Si yo, desde fuera, me entero de esta historia, sin duda quedaría impactado, pero no podría interpretarla como otra cosa que una serie de casualidades impresionantes, pero que, en el tejido de mi existencia carecerán de significado profundo. Sin embargo, tanto para el individuo que salió ileso del accidente aéreo como para el accidentado en la regadera, los hechos serán sincronicidades que aportarán símbolos y significados existenciales muy profundos. La vida presente, pasada y futura de ambos será necesariamente reinterpretada a través del tamiz de esa experiencia.

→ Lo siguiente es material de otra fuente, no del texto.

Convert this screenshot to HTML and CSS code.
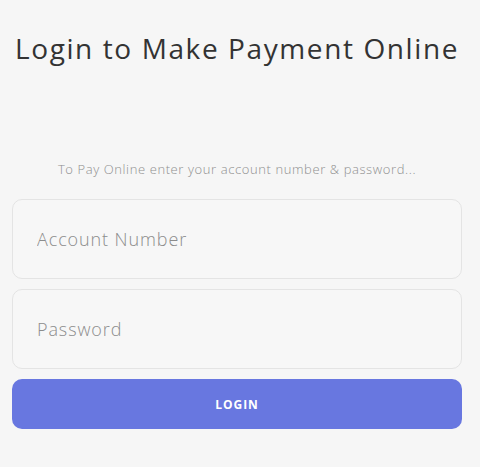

Como se ve, el mismo hecho tiene interpretaciones y significados distintos, dependiendo, como decía Jung, de la cercanía e intensidad emocional con que se viva. Vista desde fuera es una casualidad sorprendente que carece de significado. Vista desde dentro en una experiencia que provoca que la vida se bifurque en un antes y un después de ese acontecimiento.
Por eso, una sincronicidad sólo lo es para quien el acontecimiento posee significación, sentido y deja un sedimento que trastoca a la vida futura.
En casos menos dramáticos, como el ejemplo ya mencionado en el artículo anterior de la persona que, luego de recordarla, nos encontramos en la calle luego de años de no saber de ella, tiene que ver con el momento existencial y las consecuencias que ese evento extraño acarree. Si no pasa de un encuentro fortuito será distinto de si recibimos el nombre y teléfono del especialista que salve a nuestro hijo de un padecimiento grave. Aprender a separar el paja del trigo, y con ello las casualidades sugerentes de las verdaderas sincronicidades que transforman nuestra vida, puede ser la diferencia entre encontrar sentido a nuestra existencia o vivir en piloto automático, presos de un mundo chato y sombrío.